The simplicity of construction should be apparent to those skilled in the art from the foregoing description.
The present invention also lends itself to ship construction having innerbottoms and likewise inner sidewalls. Reference will now be had to FIGS. 4-9 illustrating a ship constructed in accordance with the teachings of the present invention having an innerbottom. In FIGS. 4-9 elements corresponding to elements illustrated in FIGS. 1, 2, 3, and 10 are provided with primed reference characters.
The vessel depicted in the second form of the invention includes a top deck 14', outer side wall 12', inner bulkhead 16', bottom 18' and inner bottom 52. These structures as in the first form of the invention have curved plates constructed as shown in FIG. 10.
The present form of the invention differs from that in the first form in that the ship has a double bottom generally designated 50 comprised of bottom 18' and spaced upwardly therefrom a second bottom 52 which is also formed of curved linear plates. Between the two bottoms 18' and 52 are a plurality of compartments 54 formed by longitudinal plates 56 welded to bottoms 18' and 52 and a plurality of transverse webs generally designated 58. The system also includes a plurality of angle stiffeners more particularly illustrated in FIGS. 6-9. Along the upper edges of each of the longitudinal plates is an angle stiffener 60 and at each of the transverse webs 58 are a plurality of transverse angle stiffeners 62. The angle stiffeners 60 and 62 together with the longitudinals 56 and transverse plates 58 divide the space between the pair of bottoms 18' and 52 into numerous quadrangular compartments best illustrated at 64 in FIG. 6. This form of construction materially strengthens the vessel and in the event of rupture only those compartments 64 actually exposed to the rupture would flood.
In the double bottom form of construction frames 24', 26', and 28' are provided with triangular frame bracket elements 36' as illustrated in FIG. 3 of the description pertaining to the single bottom form of the invention.

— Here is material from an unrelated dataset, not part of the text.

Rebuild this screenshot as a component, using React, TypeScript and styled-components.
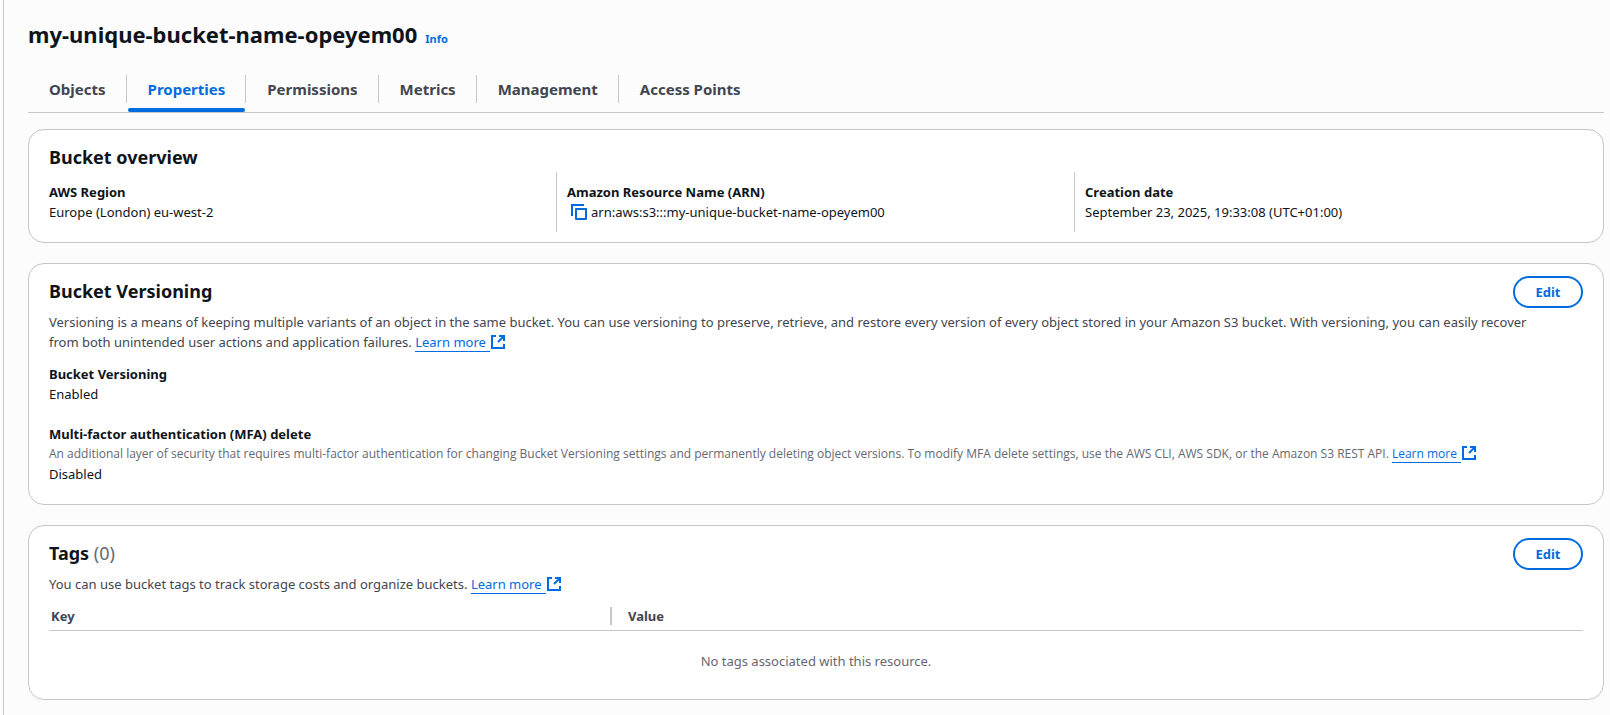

It will also be recognized by those skilled in the art that the sidewall 12' of the vessel having the double bottom may also include interior walls formed in a manner like the double bottom described and where double sidewalls are used both the inner or outer walls would be formed of curved plates.
As described in reference to FIG. 1 of the drawings the second form of the invention would be provided with rigifying angles 38', 40' and 42' at each of the transverse interior bulkheads.
As hereinbefore set forth basically the novelty of the present invention lies in the combination of girders and curved plates 12. In general on single sidewall, single bottom vessels the girders would be formed from 1/4 to 1 inch steel and would have webs 12C, FIG. 10, from about 8 to about 30 inches wide and plate 12d from about 4 to about 24 inches wide.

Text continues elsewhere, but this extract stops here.